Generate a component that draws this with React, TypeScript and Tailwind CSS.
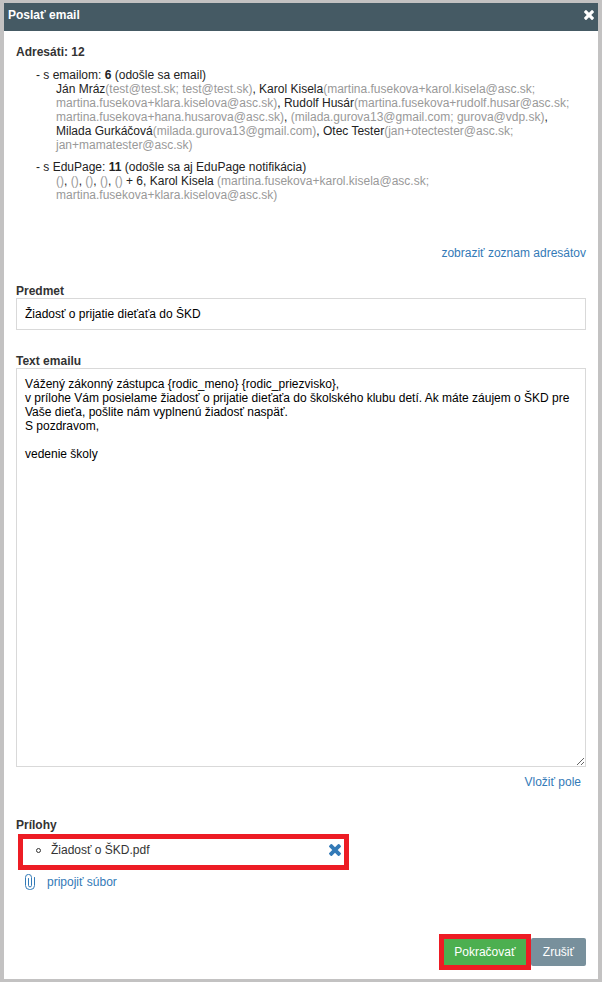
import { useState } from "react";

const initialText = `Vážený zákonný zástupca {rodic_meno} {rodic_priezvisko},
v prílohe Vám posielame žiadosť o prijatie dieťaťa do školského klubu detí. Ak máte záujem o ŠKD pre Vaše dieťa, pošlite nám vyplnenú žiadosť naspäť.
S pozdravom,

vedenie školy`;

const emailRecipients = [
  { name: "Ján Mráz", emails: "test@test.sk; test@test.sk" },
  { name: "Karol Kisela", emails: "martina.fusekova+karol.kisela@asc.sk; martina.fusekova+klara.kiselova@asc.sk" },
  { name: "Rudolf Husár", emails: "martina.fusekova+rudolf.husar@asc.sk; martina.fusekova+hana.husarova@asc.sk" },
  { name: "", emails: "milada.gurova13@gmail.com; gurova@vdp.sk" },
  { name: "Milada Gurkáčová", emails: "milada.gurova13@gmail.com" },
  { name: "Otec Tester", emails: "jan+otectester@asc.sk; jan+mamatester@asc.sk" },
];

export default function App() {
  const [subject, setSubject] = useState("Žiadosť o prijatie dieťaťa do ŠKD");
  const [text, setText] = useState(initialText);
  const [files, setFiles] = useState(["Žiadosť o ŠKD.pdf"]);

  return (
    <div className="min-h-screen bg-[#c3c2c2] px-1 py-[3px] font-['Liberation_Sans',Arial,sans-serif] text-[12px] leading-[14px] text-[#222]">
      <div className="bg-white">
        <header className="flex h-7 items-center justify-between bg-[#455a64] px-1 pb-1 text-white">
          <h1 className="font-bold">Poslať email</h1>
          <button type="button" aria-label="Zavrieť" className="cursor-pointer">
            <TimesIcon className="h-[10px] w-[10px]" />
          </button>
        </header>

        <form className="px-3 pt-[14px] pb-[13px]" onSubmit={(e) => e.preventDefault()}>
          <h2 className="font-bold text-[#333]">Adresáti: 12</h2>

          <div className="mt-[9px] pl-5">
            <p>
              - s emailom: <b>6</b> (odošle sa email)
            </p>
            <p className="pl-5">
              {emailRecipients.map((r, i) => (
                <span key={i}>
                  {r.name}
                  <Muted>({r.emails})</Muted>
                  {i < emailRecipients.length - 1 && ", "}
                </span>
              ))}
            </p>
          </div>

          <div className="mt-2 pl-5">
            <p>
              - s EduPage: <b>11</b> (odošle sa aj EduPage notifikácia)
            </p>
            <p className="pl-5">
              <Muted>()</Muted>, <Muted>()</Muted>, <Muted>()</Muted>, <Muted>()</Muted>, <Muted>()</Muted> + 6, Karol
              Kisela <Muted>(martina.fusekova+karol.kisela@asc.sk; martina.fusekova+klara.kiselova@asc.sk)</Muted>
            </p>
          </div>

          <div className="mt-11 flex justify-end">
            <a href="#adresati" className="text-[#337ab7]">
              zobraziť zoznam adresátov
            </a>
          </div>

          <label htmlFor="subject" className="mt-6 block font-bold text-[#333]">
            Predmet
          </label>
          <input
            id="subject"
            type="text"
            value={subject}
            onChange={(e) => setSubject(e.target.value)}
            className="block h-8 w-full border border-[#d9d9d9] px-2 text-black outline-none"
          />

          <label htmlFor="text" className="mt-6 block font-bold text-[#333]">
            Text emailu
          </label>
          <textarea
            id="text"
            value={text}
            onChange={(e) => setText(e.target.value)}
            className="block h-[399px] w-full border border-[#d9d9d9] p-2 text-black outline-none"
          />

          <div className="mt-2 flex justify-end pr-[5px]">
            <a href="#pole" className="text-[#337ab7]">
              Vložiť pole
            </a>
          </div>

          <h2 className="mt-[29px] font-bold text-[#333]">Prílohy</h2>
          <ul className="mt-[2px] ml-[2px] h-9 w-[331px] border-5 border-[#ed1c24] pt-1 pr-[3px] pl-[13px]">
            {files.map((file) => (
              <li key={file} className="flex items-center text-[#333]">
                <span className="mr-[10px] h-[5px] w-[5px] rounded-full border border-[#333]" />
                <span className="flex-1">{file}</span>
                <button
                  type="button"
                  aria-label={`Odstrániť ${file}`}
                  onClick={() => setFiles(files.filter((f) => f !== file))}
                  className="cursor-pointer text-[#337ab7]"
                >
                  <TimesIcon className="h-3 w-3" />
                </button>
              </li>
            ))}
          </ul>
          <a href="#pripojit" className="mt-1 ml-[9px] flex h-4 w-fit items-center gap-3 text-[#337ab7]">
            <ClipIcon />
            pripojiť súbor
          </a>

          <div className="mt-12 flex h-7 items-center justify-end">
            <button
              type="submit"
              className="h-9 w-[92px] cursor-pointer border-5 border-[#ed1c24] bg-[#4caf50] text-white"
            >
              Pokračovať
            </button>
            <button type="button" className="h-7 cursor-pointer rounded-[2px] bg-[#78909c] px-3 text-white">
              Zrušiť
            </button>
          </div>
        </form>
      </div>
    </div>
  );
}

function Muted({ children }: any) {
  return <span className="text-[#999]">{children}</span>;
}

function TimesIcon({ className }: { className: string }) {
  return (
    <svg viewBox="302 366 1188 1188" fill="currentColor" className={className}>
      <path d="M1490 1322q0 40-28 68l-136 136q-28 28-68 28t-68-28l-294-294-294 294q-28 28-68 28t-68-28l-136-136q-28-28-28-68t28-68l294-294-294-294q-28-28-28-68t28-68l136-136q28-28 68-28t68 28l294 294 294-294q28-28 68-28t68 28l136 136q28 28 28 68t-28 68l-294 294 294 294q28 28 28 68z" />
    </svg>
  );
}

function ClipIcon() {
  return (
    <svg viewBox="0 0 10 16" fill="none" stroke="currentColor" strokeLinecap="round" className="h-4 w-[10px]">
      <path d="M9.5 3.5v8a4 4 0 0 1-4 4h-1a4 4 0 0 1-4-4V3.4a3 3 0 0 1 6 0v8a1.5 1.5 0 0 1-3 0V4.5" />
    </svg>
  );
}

________________________

> _Stated task_: Reproduce the full material exactly, excluding the pictures.

> _Exercise result_:
Generate a component that draws this with React, TypeScript and Tailwind CSS.
import { useState } from "react";

const initialText = `Vážený zákonný zástupca {rodic_meno} {rodic_priezvisko},
v prílohe Vám posielame žiadosť o prijatie dieťaťa do školského klubu detí. Ak máte záujem o ŠKD pre Vaše dieťa, pošlite nám vyplnenú žiadosť naspäť.
S pozdravom,

vedenie školy`;

const emailRecipients = [
  { name: "Ján Mráz", emails: "test@test.sk; test@test.sk" },
  { name: "Karol Kisela", emails: "martina.fusekova+karol.kisela@asc.sk; martina.fusekova+klara.kiselova@asc.sk" },
  { name: "Rudolf Husár", emails: "martina.fusekova+rudolf.husar@asc.sk; martina.fusekova+hana.husarova@asc.sk" },
  { name: "", emails: "milada.gurova13@gmail.com; gurova@vdp.sk" },
  { name: "Milada Gurkáčová", emails: "milada.gurova13@gmail.com" },
  { name: "Otec Tester", emails: "jan+otectester@asc.sk; jan+mamatester@asc.sk" },
];

export default function App() {
  const [subject, setSubject] = useState("Žiadosť o prijatie dieťaťa do ŠKD");
  const [text, setText] = useState(initialText);
  const [files, setFiles] = useState(["Žiadosť o ŠKD.pdf"]);

  return (
    <div className="min-h-screen bg-[#c3c2c2] px-1 py-[3px] font-['Liberation_Sans',Arial,sans-serif] text-[12px] leading-[14px] text-[#222]">
      <div className="bg-white">
        <header className="flex h-7 items-center justify-between bg-[#455a64] px-1 pb-1 text-white">
          <h1 className="font-bold">Poslať email</h1>
          <button type="button" aria-label="Zavrieť" className="cursor-pointer">
            <TimesIcon className="h-[10px] w-[10px]" />
          </button>
        </header>

        <form className="px-3 pt-[14px] pb-[13px]" onSubmit={(e) => e.preventDefault()}>
          <h2 className="font-bold text-[#333]">Adresáti: 12</h2>

          <div className="mt-[9px] pl-5">
            <p>
              - s emailom: <b>6</b> (odošle sa email)
            </p>
            <p className="pl-5">
              {emailRecipients.map((r, i) => (
                <span key={i}>
                  {r.name}
                  <Muted>({r.emails})</Muted>
                  {i < emailRecipients.length - 1 && ", "}
                </span>
              ))}
            </p>
          </div>

          <div className="mt-2 pl-5">
            <p>
              - s EduPage: <b>11</b> (odošle sa aj EduPage notifikácia)
            </p>
            <p className="pl-5">
              <Muted>()</Muted>, <Muted>()</Muted>, <Muted>()</Muted>, <Muted>()</Muted>, <Muted>()</Muted> + 6, Karol
              Kisela <Muted>(martina.fusekova+karol.kisela@asc.sk; martina.fusekova+klara.kiselova@asc.sk)</Muted>
            </p>
          </div>

          <div className="mt-11 flex justify-end">
            <a href="#adresati" className="text-[#337ab7]">
              zobraziť zoznam adresátov
            </a>
          </div>

          <label htmlFor="subject" className="mt-6 block font-bold text-[#333]">
            Predmet
          </label>
          <input
            id="subject"
            type="text"
            value={subject}
            onChange={(e) => setSubject(e.target.value)}
            className="block h-8 w-full border border-[#d9d9d9] px-2 text-black outline-none"
          />

          <label htmlFor="text" className="mt-6 block font-bold text-[#333]">
            Text emailu
          </label>
          <textarea
            id="text"
            value={text}
            onChange={(e) => setText(e.target.value)}
            className="block h-[399px] w-full border border-[#d9d9d9] p-2 text-black outline-none"
          />

          <div className="mt-2 flex justify-end pr-[5px]">
            <a href="#pole" className="text-[#337ab7]">
              Vložiť pole
            </a>
          </div>

          <h2 className="mt-[29px] font-bold text-[#333]">Prílohy</h2>
          <ul className="mt-[2px] ml-[2px] h-9 w-[331px] border-5 border-[#ed1c24] pt-1 pr-[3px] pl-[13px]">
            {files.map((file) => (
              <li key={file} className="flex items-center text-[#333]">
                <span className="mr-[10px] h-[5px] w-[5px] rounded-full border border-[#333]" />
                <span className="flex-1">{file}</span>
                <button
                  type="button"
                  aria-label={`Odstrániť ${file}`}
                  onClick={() => setFiles(files.filter((f) => f !== file))}
                  className="cursor-pointer text-[#337ab7]"
                >
                  <TimesIcon className="h-3 w-3" />
                </button>
              </li>
            ))}
          </ul>
          <a href="#pripojit" className="mt-1 ml-[9px] flex h-4 w-fit items-center gap-3 text-[#337ab7]">
            <ClipIcon />
            pripojiť súbor
          </a>

          <div className="mt-12 flex h-7 items-center justify-end">
            <button
              type="submit"
              className="h-9 w-[92px] cursor-pointer border-5 border-[#ed1c24] bg-[#4caf50] text-white"
            >
              Pokračovať
            </button>
            <button type="button" className="h-7 cursor-pointer rounded-[2px] bg-[#78909c] px-3 text-white">
              Zrušiť
            </button>
          </div>
        </form>
      </div>
    </div>
  );
}

function Muted({ children }: any) {
  return <span className="text-[#999]">{children}</span>;
}

function TimesIcon({ className }: { className: string }) {
  return (
    <svg viewBox="302 366 1188 1188" fill="currentColor" className={className}>
      <path d="M1490 1322q0 40-28 68l-136 136q-28 28-68 28t-68-28l-294-294-294 294q-28 28-68 28t-68-28l-136-136q-28-28-28-68t28-68l294-294-294-294q-28-28-28-68t28-68l136-136q28-28 68-28t68 28l294 294 294-294q28-28 68-28t68 28l136 136q28 28 28 68t-28 68l-294 294 294 294q28 28 28 68z" />
    </svg>
  );
}

function ClipIcon() {
  return (
    <svg viewBox="0 0 10 16" fill="none" stroke="currentColor" strokeLinecap="round" className="h-4 w-[10px]">
      <path d="M9.5 3.5v8a4 4 0 0 1-4 4h-1a4 4 0 0 1-4-4V3.4a3 3 0 0 1 6 0v8a1.5 1.5 0 0 1-3 0V4.5" />
    </svg>
  );
}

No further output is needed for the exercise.